• Work required
Copy the material that follows word for word and omit its pictures.

• Available data
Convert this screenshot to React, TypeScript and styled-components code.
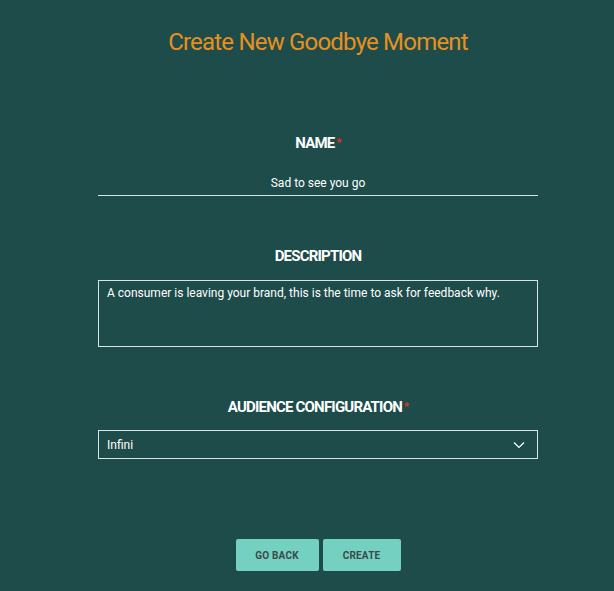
import styled, { createGlobalStyle } from "styled-components";

const Global = createGlobalStyle`
  html, body {
    margin: 0;
    padding: 0;
    background: #1d4c4a;
    font-family: Roboto, "Liberation Sans", sans-serif;
  }
`;

const Page = styled.div`
  width: 614px;
  height: 591px;
  box-sizing: border-box;
  padding: 28px 0 0 22px;
  background: #1d4c4a;
  display: flex;
  flex-direction: column;
  align-items: center;
`;

const Title = styled.h1`
  margin: 0;
  font-size: 24px;
  line-height: 28px;
  font-weight: 400;
  color: #e8901e;
  letter-spacing: -0.8px;
`;

const Form = styled.form`
  width: 440px;
  display: flex;
  flex-direction: column;
`;

const Field = styled.div<{ $top: number }>`
  margin-top: ${(p) => p.$top}px;
  display: flex;
  flex-direction: column;
  align-items: stretch;
`;

const Label = styled.label`
  align-self: center;
  font-size: 15px;
  line-height: 18px;
  font-weight: 700;
  color: #ffffff;
  letter-spacing: -0.8px;
  text-transform: uppercase;
`;

const Star = styled.span`
  color: #e0352b;
  font-size: 11px;
  vertical-align: top;
  margin-left: 2px;
`;

const LineInput = styled.input`
  margin-top: 20px;
  height: 21px;
  border: 0;
  border-bottom: 1px solid #d9e4e3;
  background: transparent;
  color: #fff;
  text-align: center;
  font-family: Roboto, sans-serif;
  font-size: 12px;
  padding: 0 0 2px;
  outline: none;
`;

const Area = styled.textarea`
  margin-top: 15px;
  height: 67px;
  box-sizing: border-box;
  border: 1px solid #d9e4e3;
  background: transparent;
  color: #fff;
  font-family: Roboto, sans-serif;
  font-size: 12px;
  line-height: 16px;
  padding: 4px 8px;
  resize: none;
  outline: none;
`;

const Select = styled.div`
  margin-top: 14px;
  height: 29px;
  box-sizing: border-box;
  border: 1px solid #d9e4e3;
  display: flex;
  align-items: center;
  justify-content: space-between;
  padding: 0 12px 0 8px;
  color: #fff;
  font-size: 12px;
`;

const Actions = styled.div`
  margin-top: 80px;
  display: flex;
  gap: 4px;
`;

const Button = styled.button<{ $w: number }>`
  width: ${(p) => p.$w}px;
  height: 32px;
  border: 0;
  border-radius: 2px;
  background: #74d1c2;
  color: #3b4a49;
  font-family: Roboto, sans-serif;
  font-weight: 700;
  font-size: 10px;
  letter-spacing: 0.2px;
  cursor: pointer;
`;

export default function App() {
  return (
    <>
      <Global />
      <Page>
        <Title>Create New Goodbye Moment</Title>
        <Form onSubmit={(e) => e.preventDefault()}>
          <Field $top={78}>
            <Label>
              Name<Star>*</Star>
            </Label>
            <LineInput defaultValue="Sad to see you go" />
          </Field>
          <Field $top={51}>
            <Label>Description</Label>
            <Area defaultValue="A consumer is leaving your brand, this is the time to ask for feedback why." />
          </Field>
          <Field $top={51}>
            <Label>
              Audience Configuration<Star>*</Star>
            </Label>
            <Select>
              <span>Infini</span>
              <svg width="12" height="8" viewBox="0 0 12 8" fill="none">
                <path d="M1 1.5 L6 6.5 L11 1.5" stroke="#ffffff" strokeWidth="1.2" />
              </svg>
            </Select>
          </Field>
        </Form>
        <Actions>
          <Button $w={83} type="button">GO BACK</Button>
          <Button $w={78} type="submit">CREATE</Button>
        </Actions>
      </Page>
    </>
  );
}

• Solution to the problem
Convert this screenshot to React, TypeScript and styled-components code.
import styled, { createGlobalStyle } from "styled-components";

const Global = createGlobalStyle`
  html, body {
    margin: 0;
    padding: 0;
    background: #1d4c4a;
    font-family: Roboto, "Liberation Sans", sans-serif;
  }
`;

const Page = styled.div`
  width: 614px;
  height: 591px;
  box-sizing: border-box;
  padding: 28px 0 0 22px;
  background: #1d4c4a;
  display: flex;
  flex-direction: column;
  align-items: center;
`;

const Title = styled.h1`
  margin: 0;
  font-size: 24px;
  line-height: 28px;
  font-weight: 400;
  color: #e8901e;
  letter-spacing: -0.8px;
`;

const Form = styled.form`
  width: 440px;
  display: flex;
  flex-direction: column;
`;

const Field = styled.div<{ $top: number }>`
  margin-top: ${(p) => p.$top}px;
  display: flex;
  flex-direction: column;
  align-items: stretch;
`;

const Label = styled.label`
  align-self: center;
  font-size: 15px;
  line-height: 18px;
  font-weight: 700;
  color: #ffffff;
  letter-spacing: -0.8px;
  text-transform: uppercase;
`;

const Star = styled.span`
  color: #e0352b;
  font-size: 11px;
  vertical-align: top;
  margin-left: 2px;
`;

const LineInput = styled.input`
  margin-top: 20px;
  height: 21px;
  border: 0;
  border-bottom: 1px solid #d9e4e3;
  background: transparent;
  color: #fff;
  text-align: center;
  font-family: Roboto, sans-serif;
  font-size: 12px;
  padding: 0 0 2px;
  outline: none;
`;

const Area = styled.textarea`
  margin-top: 15px;
  height: 67px;
  box-sizing: border-box;
  border: 1px solid #d9e4e3;
  background: transparent;
  color: #fff;
  font-family: Roboto, sans-serif;
  font-size: 12px;
  line-height: 16px;
  padding: 4px 8px;
  resize: none;
  outline: none;
`;

const Select = styled.div`
  margin-top: 14px;
  height: 29px;
  box-sizing: border-box;
  border: 1px solid #d9e4e3;
  display: flex;
  align-items: center;
  justify-content: space-between;
  padding: 0 12px 0 8px;
  color: #fff;
  font-size: 12px;
`;

const Actions = styled.div`
  margin-top: 80px;
  display: flex;
  gap: 4px;
`;

const Button = styled.button<{ $w: number }>`
  width: ${(p) => p.$w}px;
  height: 32px;
  border: 0;
  border-radius: 2px;
  background: #74d1c2;
  color: #3b4a49;
  font-family: Roboto, sans-serif;
  font-weight: 700;
  font-size: 10px;
  letter-spacing: 0.2px;
  cursor: pointer;
`;

export default function App() {
  return (
    <>
      <Global />
      <Page>
        <Title>Create New Goodbye Moment</Title>
        <Form onSubmit={(e) => e.preventDefault()}>
          <Field $top={78}>
            <Label>
              Name<Star>*</Star>
            </Label>
            <LineInput defaultValue="Sad to see you go" />
          </Field>
          <Field $top={51}>
            <Label>Description</Label>
            <Area defaultValue="A consumer is leaving your brand, this is the time to ask for feedback why." />
          </Field>
          <Field $top={51}>
            <Label>
              Audience Configuration<Star>*</Star>
            </Label>
            <Select>
              <span>Infini</span>
              <svg width="12" height="8" viewBox="0 0 12 8" fill="none">
                <path d="M1 1.5 L6 6.5 L11 1.5" stroke="#ffffff" strokeWidth="1.2" />
              </svg>
            </Select>
          </Field>
        </Form>
        <Actions>
          <Button $w={83} type="button">GO BACK</Button>
          <Button $w={78} type="submit">CREATE</Button>
        </Actions>
      </Page>
    </>
  );
}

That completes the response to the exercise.